幕府,キリシタン多数を処刑

 キリスト教が日本に伝えられたのは,戦国時代真盛りの天文18年(1549)のことです。イスパニア(スぺイン)の宣教師フランシスコ・ザビエルによるものでした。
 戦国の三大英雄・信長・秀吉・家康によるキリシタン(キリスト教及びキリスト教徒)政策には,それぞれに特徴があります。
 信長はキリシタンを保護しますが,それは,信仰心の故ではありません。本願寺教団と長期にわたって戦っていたので,敵対する仏教勢力との対抗上,キリスト教を保護したのです。いっぽう,信長の後継者である秀吉は,サン・フェリッペ号事件を契機にキリスト教を大弾圧しました。

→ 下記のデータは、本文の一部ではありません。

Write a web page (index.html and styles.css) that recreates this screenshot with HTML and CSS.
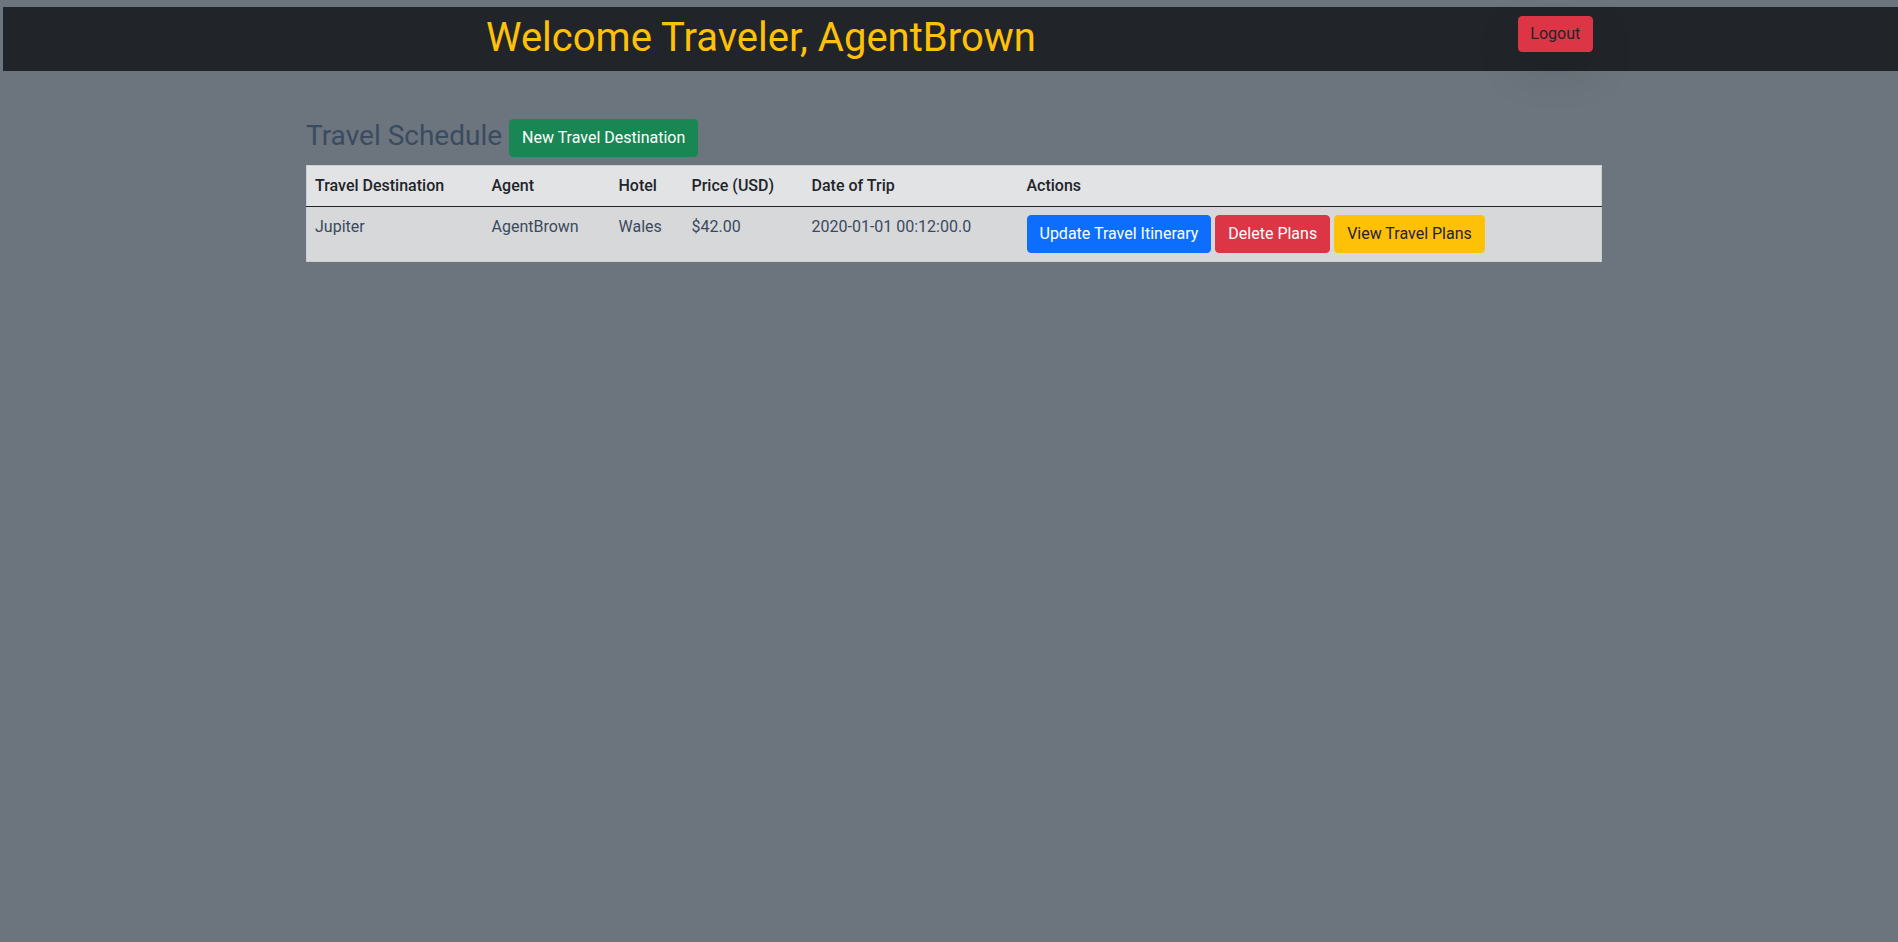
FILE: index.html
```html
<!DOCTYPE html>
<html lang="en">
<head>
<meta charset="utf-8">
<title>Travel Schedule</title>
<link rel="stylesheet" href="styles.css">
</head>
<body>
<header class="topbar">
  <h1 class="welcome">Welcome Traveler, AgentBrown</h1>
  <button class="btn btn-logout">Logout</button>
</header>
<main class="container">
  <div class="schedule-head">
    <h3 class="schedule-title">Travel Schedule</h3>
    <button class="btn btn-green">New Travel Destination</button>
  </div>
  <table class="trips">
    <colgroup>
      <col class="c-dest"><col class="c-agent"><col class="c-hotel"><col class="c-price"><col class="c-date"><col class="c-actions">
    </colgroup>
    <thead>
      <tr>
        <th>Travel Destination</th>
        <th>Agent</th>
        <th>Hotel</th>
        <th>Price (USD)</th>
        <th>Date of Trip</th>
        <th>Actions</th>
      </tr>
    </thead>
    <tbody>
      <tr>
        <td>Jupiter</td>
        <td>AgentBrown</td>
        <td>Wales</td>
        <td>$42.00</td>
        <td>2020-01-01 00:12:00.0</td>
        <td class="actions">
          <button class="btn btn-blue">Update Travel Itinerary</button>
          <button class="btn btn-red">Delete Plans</button>
          <button class="btn btn-yellow">View Travel Plans</button>
        </td>
      </tr>
    </tbody>
  </table>
</main>
</body>
</html>
```

FILE: styles.css
```css
html, body {
  margin: 0;
  padding: 0;
}
body {
  background: #6c757d;
  font-family: Roboto, "Liberation Sans", sans-serif;
  font-size: 16px;
  line-height: 1.5;
  color: #3a4a5e;
  min-height: 942px;
}
.topbar {
  margin: 7px 0 0 3px;
  height: 64px;
  box-sizing: border-box;
  background: #212529;
  display: flex;
  align-items: flex-start;
  padding-left: 483px;
}
.welcome {
  margin: 7px 0 0 0;
  font-size: 40px;
  font-weight: 400;
  line-height: 1.2;
  color: #ffc107;
}
.btn {
  font-family: Roboto, "Liberation Sans", sans-serif;
  font-size: 16px;
  line-height: 24px;
  padding: 6px 12px;
  border: 1px solid transparent;
  border-radius: 4px;
  cursor: pointer;
  vertical-align: middle;
}
.btn-logout {
  margin: 9px 0 0 482px;
  padding: 5px 11.5px;
  background: #dc3545;
  border-color: #dc3545;
  color: #212529;
  box-shadow: 0 16px 48px rgba(0, 0, 0, 0.12);
}
.container {
  width: 1296px;
  margin: 0 0 0 306px;
  padding-top: 48px;
}
.schedule-head {
  display: flex;
  align-items: flex-start;
  gap: 7px;
  margin-bottom: 8px;
}
.schedule-title {
  margin: 0;
  font-size: 28px;
  font-weight: 400;
  line-height: 1.2;
  color: #3a4b60;
}
.btn-green {
  background: #198754;
  border-color: #198754;
  color: #fff;
}
.trips {
  width: 1296px;
  table-layout: fixed;
  border-collapse: collapse;
  border: 1px solid #cdced0;
}
.c-dest { width: 177px; }
.c-agent { width: 127px; }
.c-hotel { width: 73px; }
.c-price { width: 120px; }
.c-date { width: 215px; }
.c-actions { width: auto; }
.trips th, .trips td {
  text-align: left;
  vertical-align: top;
  padding: 8px;
}
.trips thead tr {
  background: #e2e3e5;
}
.trips th {
  font-weight: 500;
  color: #212529;
  border-bottom: 1px solid #212529;
}
.trips tbody tr {
  background: #d7d8da;
}
.trips td {
  color: #3a4a5e;
}
.actions {
  white-space: nowrap;
}
.btn-blue {
  background: #0d6efd;
  border-color: #0d6efd;
  color: #fff;
}
.btn-red {
  background: #dc3545;
  border-color: #dc3545;
  color: #fff;
}
.btn-yellow {
  background: #ffc107;
  border-color: #ffc107;
  color: #212529;
}
```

 サン・フェリッペ号事件とは,慶長元年(1596)に,遭難して神戸に入港した同船を,秀吉が没収した事件のことです。秀吉は増田(ました)長盛に命じて,同船の積荷及び所持金のいっさいを没収しました。さらに,その時の水先案内人のちょっとした失言から,キリスト教は日本国土征服の手段であるとして,秀吉のキリスト教への弾圧が始まったとされています。秀吉はこのとき長崎で信徒を処刑しましたが,現在もその跡地に記念碑がのこされています。二十六聖人の殉教碑です。
 家康は,幕府の基礎を固め海外諸国との和平交渉を進めるために,当初はその信仰を容認し,宣教師を利用したりもしました。そのため,フランシスコ会をはじめ,布教活動が活発となり,教線は関東から東北地方へと伸びていきました。いっぽう慶長5年,オランダ船のリーフデ号が漂着したことによって,プロテスタントの国であるオランダ,イギリスとの交渉が始まりました。家康の寵愛を受けたイギリス人のウィリアム・アダムス(三浦按針=みうらあんじん)はよく知られています。
 彼によるスペイン,ポルトガルへの中傷,特に,宣教師がカトリックの国々の国土侵略政策の一役を荷ない,信徒を煽動して反乱を起こさせることを謀んでいる,という示唆は,幕府に大きな危惧を与えました。
 幕府は,禁教令を出してキリスト教を禁ずるのですが,宣教師や信徒に対する圧迫・迫害は,江戸,京都をはじめ全国に及びました。
 各地の教会が破壊され,宣教師たちは長崎に集められて,マカオやマニラに追放されてしまいます。いわゆる「大追放」です。このとき,高山右近や内藤如安(じょあん)も,マニラに追放されました。遠藤周作の名作『沈黙』の背景をなす時代です。しかし,大追放にもかかわらず,国内に潜伏する宣教師は跡を断ちませんでした。
 幕府は,「五人組」の制度を設けて互いに監視させ,懸賞金制度をつくり,宣教師や信徒を密告させました。元和8年(1622)には,長崎で,イエズス会のカルロ・スピノラ以下55人の宣教師と信徒を処刑しています。
 三代将軍家光のころになると,禁教方針はさらに厳しくなり,やがて「島原の乱」が起こることになります。結局,幕府によるキリシタン断圧は,幕末まで続くことになります。さらに明治新政府も,これを受け継いでいきますが,諸外国から非難を受け,明治6年(1873)になって,やっと信教の自由が認められたのでした。